Photo-z probability density functions: To better encapsulate the uncertainty landscape of photo-zs, we request full PDFs over point estimates, whether or not they are derived from PDFs. While photo-z likelihoods would be preferable for cosmological inference, we recognize that most existing estimators yield photo-z posteriors, and we believe posteriors, even without the knowledge of an implicit prior, will be sufficient for the purposes of DESC’s use of Rubin PZ data products. PDFs provided in a sparser representation than on a grid (e.g. quantiles as per Malz & Marshall et al 2018) are likely to be appropriate for DESC’s purposes.

Revised photo-z data products released, early and often: Particularly in the early years of operations when static source identification is evolving, photo-z data products should be recomputed whenever a template for a field is constructed and static source extraction is performed, ideally every few months as new regions of the WFD area are observed, to minimize delays in completeness of alerts with host redshift information.

Ancillary photometric metadata: Photo-z data products provided with the alert stream should contain identifiers for the field template (and/or Data Release ID) and any available flags indicating if there were any cosmetic issues with the data or with the reduction. For example, flags such as deblending confidence or core saturation in particular will help with photo-z outlier identification, eventually influencing DESC TD sample selection.

Provenance of photo-z data products: Metadata regarding the photo-z estimators corresponding to each photo-z data product should be made available, including not only the version of the algorithm and implementation but also an identifier for the prior information with which it was provided (e.g. the training set or template library and any hyperparameters set for a given estimation run) for the sake of reproducibility.
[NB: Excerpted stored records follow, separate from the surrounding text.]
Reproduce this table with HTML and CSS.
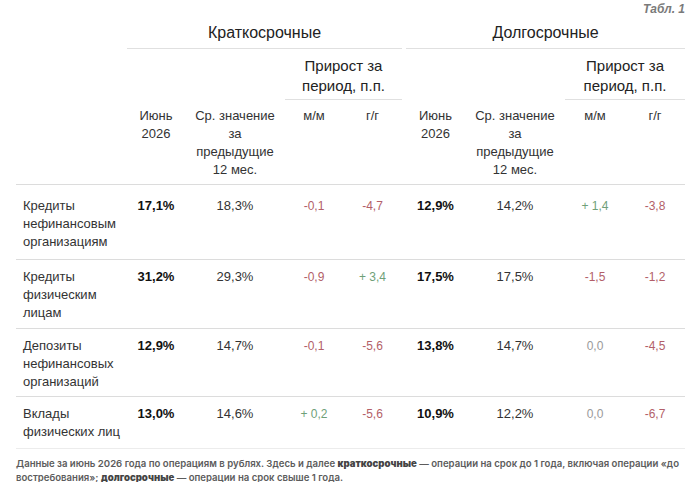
FILE: index.html
```html
<!DOCTYPE html>
<html lang="ru">
<head>
<meta charset="utf-8">
<link rel="stylesheet" href="styles.css">
</head>
<body>
<div class="page">
  <div class="tab-label">Табл. 1</div>
  <table class="rates">
    <colgroup>
      <col class="c-label">
      <col class="c-now">
      <col class="c-avg">
      <col class="c-mm">
      <col class="c-yy">
      <col class="c-gap">
      <col class="c-now2">
      <col class="c-avg">
      <col class="c-mm2">
      <col class="c-yy2">
    </colgroup>
    <thead>
      <tr class="h-group">
        <th></th>
        <th colspan="4" class="group">Краткосрочные</th>
        <th></th>
        <th colspan="4" class="group">Долгосрочные</th>
      </tr>
      <tr class="h-growth">
        <th></th><th></th><th></th>
        <th colspan="2" class="growth">Прирост за<br>период, п.п.</th>
        <th></th><th></th><th></th>
        <th colspan="2" class="growth">Прирост за<br>период, п.п.</th>
      </tr>
      <tr class="h-sub">
        <th></th>
        <th>Июнь<br>2026</th>
        <th>Ср. значение<br>за<br>предыдущие<br>12 мес.</th>
        <th>м/м</th>
        <th>г/г</th>
        <th></th>
        <th>Июнь<br>2026</th>
        <th>Ср. значение<br>за<br>предыдущие<br>12 мес.</th>
        <th>м/м</th>
        <th>г/г</th>
      </tr>
    </thead>
    <tbody>
      <tr class="first">
        <td class="label">Кредиты<br>нефинансовым<br>организациям</td>
        <td class="now">17,1%</td><td class="avg">18,3%</td>
        <td class="neg">-0,1</td><td class="neg">-4,7</td>
        <td></td>
        <td class="now">12,9%</td><td class="avg">14,2%</td>
        <td class="pos">+ 1,4</td><td class="neg">-3,8</td>
      </tr>
      <tr class="second">
        <td class="label">Кредиты<br>физическим<br>лицам</td>
        <td class="now">31,2%</td><td class="avg">29,3%</td>
        <td class="neg">-0,9</td><td class="pos">+ 3,4</td>
        <td></td>
        <td class="now">17,5%</td><td class="avg">17,5%</td>
        <td class="neg">-1,5</td><td class="neg">-1,2</td>
      </tr>
      <tr>
        <td class="label">Депозиты<br>нефинансовых<br>организаций</td>
        <td class="now">12,9%</td><td class="avg">14,7%</td>
        <td class="neg">-0,1</td><td class="neg">-5,6</td>
        <td></td>
        <td class="now">13,8%</td><td class="avg">14,7%</td>
        <td class="zero">0,0</td><td class="neg">-4,5</td>
      </tr>
      <tr class="last">
        <td class="label">Вклады<br>физических лиц</td>
        <td class="now">13,0%</td><td class="avg">14,6%</td>
        <td class="pos">+ 0,2</td><td class="neg">-5,6</td>
        <td></td>
        <td class="now">10,9%</td><td class="avg">12,2%</td>
        <td class="zero">0,0</td><td class="neg">-6,7</td>
      </tr>
    </tbody>
  </table>
  <p class="note">Данные за июнь 2026 года по операциям в рублях. Здесь и далее <b>краткосрочные</b> — операции на срок до 1 года, включая операции «до востребования»; <b>долгосрочные</b> — операции на срок свыше 1 года.</p>
</div>
</body>
</html>
```
FILE: styles.css
```css
html, body {
  margin: 0;
  padding: 0;
  background: #ffffff;
}

.page {
  width: 669px;
  padding: 0 10px 0 16px;
  font-family: "Liberation Sans", Arial, sans-serif;
  color: #333;
}

.tab-label {
  text-align: right;
  font-size: 12px;
  line-height: 18px;
  font-weight: bold;
  font-style: italic;
  color: #7a7a7a;
}

.rates {
  width: 669px;
  table-layout: fixed;
  border-collapse: collapse;
  border-spacing: 0;
}

.c-label { width: 111px; }
.c-now { width: 58px; }
.c-avg { width: 100px; }
.c-mm { width: 58px; }
.c-yy { width: 59px; }
.c-gap { width: 4px; }
.c-now2 { width: 59px; }
.c-mm2 { width: 60px; }
.c-yy2 { width: 60px; }

.rates th,
.rates td {
  padding: 0;
  text-align: center;
  vertical-align: top;
}

.rates th {
  font-weight: normal;
  color: #222;
}

.h-group th {
  font-size: 16px;
  line-height: 20px;
  padding: 5px 0 5px;
}

.h-group th.group {
  border-bottom: 1px solid #e0e0e0;
}

.h-growth th {
  font-size: 15px;
  line-height: 20px;
  padding: 7px 0 3px;
}

.h-growth th.growth {
  border-bottom: 1px solid #e0e0e0;
}

.h-sub th {
  font-size: 13px;
  line-height: 18px;
  padding: 7px 0 5px;
  color: #333;
  border-bottom: 1px solid #dcdcdc;
}

.rates tbody td {
  font-size: 13px;
  line-height: 18px;
  padding: 8px 0 5px;
  border-bottom: 1px solid #dcdcdc;
}

.rates tbody tr.first td {
  padding-top: 12px;
  padding-bottom: 8px;
}

.rates tbody tr.second td {
  padding-bottom: 6px;
}

.rates tbody tr.last td {
  padding-bottom: 7px;
  border-bottom-color: #ececec;
}

.rates td.label {
  text-align: left;
  padding-left: 7px;
  color: #333;
}

.rates td.now {
  font-weight: bold;
  color: #111;
}

.rates td.avg {
  color: #333;
}

.rates td.neg,
.rates td.pos,
.rates td.zero {
  font-size: 12px;
}

.rates td.neg { color: #b35f69; }
.rates td.pos { color: #6f9f79; }
.rates td.zero { color: #9a9a9a; }

.note {
  margin: 8px 0 0;
  font-family: Inter, "Noto Sans", sans-serif;
  font-size: 9.6px;
  line-height: 14px;
  font-weight: 600;
  color: #5c5c5c;
}

.note b {
  font-weight: 900;
  color: #444;
}
```
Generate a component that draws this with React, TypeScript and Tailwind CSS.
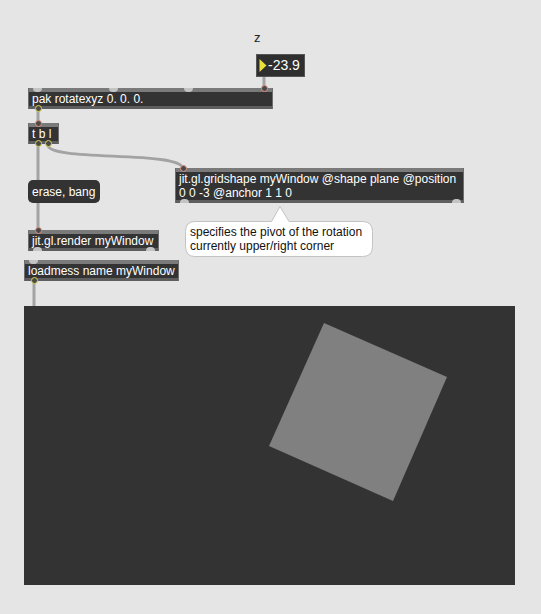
import type { ReactNode } from 'react'

type Port = { x: number; on?: boolean }

interface BoxProps {
  left: number
  top: number
  width: number
  inlets?: Port[]
  outlets?: Port[]
  children: ReactNode
}

// one max object box: grey strips top and bottom, dark text area
function ObjBox({ left, top, width, inlets = [], outlets = [], children }: BoxProps) {
  return (
    <div
      className="absolute flex flex-col bg-[#333333] border-x border-[#6d6d6d]"
      style={{ left, top, width }}
    >
      <div className="h-[4px] bg-[#7a7a7a]" />
      <div className="px-[3px] text-[12px] leading-[14px] text-white whitespace-pre">{children}</div>
      <div className="h-[3px] bg-[#5e5e5e]" />
      {inlets.map((p, i) =>
        p.on ? (
          <span
            key={'i' + i}
            className="absolute top-[-3px] w-[7px] h-[7px] rounded-full border-[1.5px] border-[#e0917f] bg-[#4a4a4a]"
            style={{ left: p.x - 4 }}
          />
        ) : (
          <span
            key={'i' + i}
            className="absolute top-0 w-[9px] h-[4px] rounded-b-full bg-[#c4c4c4]"
            style={{ left: p.x - 5 }}
          />
        )
      )}
      {outlets.map((p, i) =>
        p.on ? (
          <span
            key={'o' + i}
            className="absolute bottom-[-3px] w-[7px] h-[7px] rounded-full border-[1.5px] border-[#d9d24e] bg-[#4a4a4a]"
            style={{ left: p.x - 4 }}
          />
        ) : (
          <span
            key={'o' + i}
            className="absolute bottom-0 w-[9px] h-[4px] rounded-t-full bg-[#c4c4c4]"
            style={{ left: p.x - 5 }}
          />
        )
      )}
    </div>
  )
}

export default function App() {
  return (
    <div className="relative w-[541px] h-[614px] overflow-hidden bg-[#e5e5e5] font-['Liberation_Sans',Arial,sans-serif]">
      {/* patch cords */}
      <svg className="absolute inset-0" width={541} height={614}>
        <g fill="none" stroke="#a3a3a3" strokeWidth={3} strokeLinecap="round">
          <path d="M264 77 L264 90" />
          <path d="M38 110 L38 124" />
          <path d="M38 145 L38 231" />
          <path d="M48 145 C48 162 183 150 183 169" />
          <path d="M34 282 L34 306" />
        </g>
      </svg>

      <div className="absolute left-[254px] top-[31px] text-[13px] leading-[14px] text-[#222]">z</div>

      {/* number box */}
      <div className="absolute left-[256px] top-[54px] w-[49px] h-[23px] flex items-center bg-[#2f2f2f] border border-[#555]">
        <svg width={8} height={13} className="ml-[2px]">
          <path d="M0.5 0 L7.5 6.5 L0.5 13 Z" fill="#e8e23a" />
        </svg>
        <span className="ml-[1px] text-[14px] leading-[15px] text-white">-23.9</span>
      </div>

      <ObjBox
        left={28}
        top={88}
        width={245}
        inlets={[{ x: 9 }, { x: 85 }, { x: 160 }, { x: 236, on: true }]}
        outlets={[{ x: 10, on: true }]}
      >
        pak rotatexyz 0. 0. 0.
      </ObjBox>

      <ObjBox left={28} top={123} width={31} inlets={[{ x: 10, on: true }]} outlets={[{ x: 10, on: true }, { x: 20, on: true }]}>
        t b l
      </ObjBox>

      {/* message box */}
      <div className="absolute left-[28px] top-[180px] w-[72px] h-[23px] flex items-center rounded-[5px] bg-[#333333] px-[4px] text-[12px] text-white">
        erase, bang
      </div>

      <ObjBox
        left={175}
        top={168}
        width={289}
        inlets={[{ x: 8, on: true }]}
        outlets={[{ x: 9 }, { x: 281 }]}
      >
        {'jit.gl.gridshape myWindow @shape plane @position\n0 0 -3 @anchor 1 1 0'}
      </ObjBox>

      {/* comment bubble */}
      <svg className="absolute left-[184px] top-[205px]" width={192} height={54}>
        <path
          d="M11 16.5 L87.5 16.5 L96 1.5 L105 16.5 L178.5 16.5 Q188.5 16.5 188.5 26.5 L188.5 41.5 Q188.5 51.5 178.5 51.5 L11 51.5 Q1.5 51.5 1.5 41.5 L1.5 26.5 Q1.5 16.5 11 16.5 Z"
          fill="#ffffff"
          stroke="#c3c3c3"
          strokeWidth={1}
        />
      </svg>
      <div className="absolute left-[190px] top-[225px] text-[12px] leading-[14px] text-[#111]">
        <div>specifies the pivot of the rotation</div>
        <div>currently upper/right corner</div>
      </div>

      <ObjBox left={28} top={230} width={131} inlets={[{ x: 10, on: true }]} outlets={[{ x: 9 }, { x: 122 }]}>
        jit.gl.render myWindow
      </ObjBox>

      <ObjBox left={24} top={260} width={155} inlets={[{ x: 9 }]} outlets={[{ x: 10, on: true }]}>
        loadmess name myWindow
      </ObjBox>

      {/* jit.pwindow */}
      <div className="absolute left-[24px] top-[306px] w-[491px] h-[279px] bg-[#333333]">
        <svg width={491} height={279}>
          <polygon points="300,17 423,71 369,195 245,140" fill="#808080" />
        </svg>
      </div>
    </div>
  )
}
If possible, the LSST SCs should have access to the containerized versions of the estimators of a given version and their prior information that Rubin DM runs to produce the photo-z data products. Additionally, as alerts are only issued after diaSource detection, after a transient fades below the detection threshold, it will cease to be updated. Therefore any host identifier provided with the alert will not be updated further. This therefore requires that host identifiers remain consistent between data releases and if a galaxy is segmented into sub-components in future data releases, the previous host identifier be used to lookup the parent.

3. Performance

Metrics such as “<X% uncertainty at redshift z” don’t correspond to all our use cases for probabilistic photo-zs. However, for follow-up decisions, we would recommend point estimators with low scatter and bias at z < 0.1, provided those metrics are obtained with realistically imperfect prior information, as low-redshift training sets and template libraries are more likely to suffer from incompleteness.

In terms of overall performance for DESC’s use of transient classifications influenced by Rubin photo-z data products, it is most important for the PDFs to accurately quantify the uncertainty on a potential host galaxy’s redshift, even if the uncertainty is large. Schmidt, Malz & Soo et al 2020 presents an effective null test of photo-z PDFs based on population level metrics of uncertainty quantification under unrealistically perfect prior information; we recommend that such metrics of galaxies at z > 0.6 be used to aggregate a preliminary shortlist of estimators prior to an analysis of their sensitivity to imperfect prior information.

4. Technical Aspects

Some of the recommendations of Sec. 2 may involve proprietary data covered by the Rubin data rights policy, in contrast to the host-galaxy identifiers, separations, and a photo-z estimate, so brokers and SCs will have to use the provided identifier to retrieve this information, as well as abide by RDO-013 and limit distribution of these data products. Nevertheless, some way to access this information will significantly impact early science with LSST data e.g. validating host photo-zs with an independent method and only selecting those transients for which both methods are in agreement. The need to access proprietary data therefore requires either a private alert with this ancillary information, or a system that can handle bulk requests by galaxy identifier, or for cone searches with very low latency from brokers as well as science collaborations for some fraction of all alerts. Such a system may prove challenging to implement. With the recognizance that it will be impractical for groups without data rights to reconstruct the full data release galaxy photometry from the limited hosts broadcast with alerts, it may be simpler for broker teams, SCs and the LSST project itself to simply include preliminary photometry for host-galaxies of transients with the alerts if this is feasible under the data rights policy.

Additionally, we recommend pre-operations testing of the alerts infrastructure with broker teams and the SCs, including the use of photo-zs. Example alerts with photo-z information would be valuable together with associated schema and documentation, and testing at scale of algorithms and the alert production framework with the approved broker teams as well as the science collaborations would be tremendously helpful. (See comment thread below for further discussion beyond the scope of this LOR.)

[a] This choice of at least three galaxies is reasonable based on our experience with the ZTF public alert stream, but may need to be revisited in later years of survey operation, as crowding in the stacked static sky catalog increases. If galaxy shape information is available prior to association, we recommend using the directional light radius (Gupta et al., 2016) rather than simple angular separation, which can fail at low-z when transients can be at large angular separation from their hosts. We also recommend providing an uncertainty on the host association itself, following the Probabilistic Association of Transients to their Hosts (PATH) method, described in Aggarwal et al., 2021. This uncertainty is particularly crucial for any transients followed by Rubin Observatory during Target-of-opportunity observations in response to gravitational wave alerts, or other triggers resulting from observations where the transient itself is not well localized. This is strictly a requirement on alert production, rather than the DM Photo-z Object catalog, but it requires shape information be present in the DM Photo-z Object catalog.
[b] This will be particularly critical during the first years of operations when the stacked depth is still below the signal-to-noise floor for well-characterized photometric redshift estimates, as estimators are rarely validated in the noise-dominated regime.

Additionally, we’d like to add that DESC is prepared to commit to work with Rubin Alerts Production (AP) and the PZ VC to prepare the necessary example data products as described in this LOR for this effort as part of the Extended LSST Astronomical Time Series Classification Challenge (ELAsTiCC). ELAsTiCC is the follow-up to the original PLAsTiCC challenge, which used point-estimates for photo-zs using the CMNN PZ algorithm, kindly provided by Dr. Melissa Graham. An updated dataset and challenge would be a service to the LSST Science Community, and DESC would welcome the opportunity to work with LSST AP to help accomplish this, while not impacting AP’s own work plans and timelines.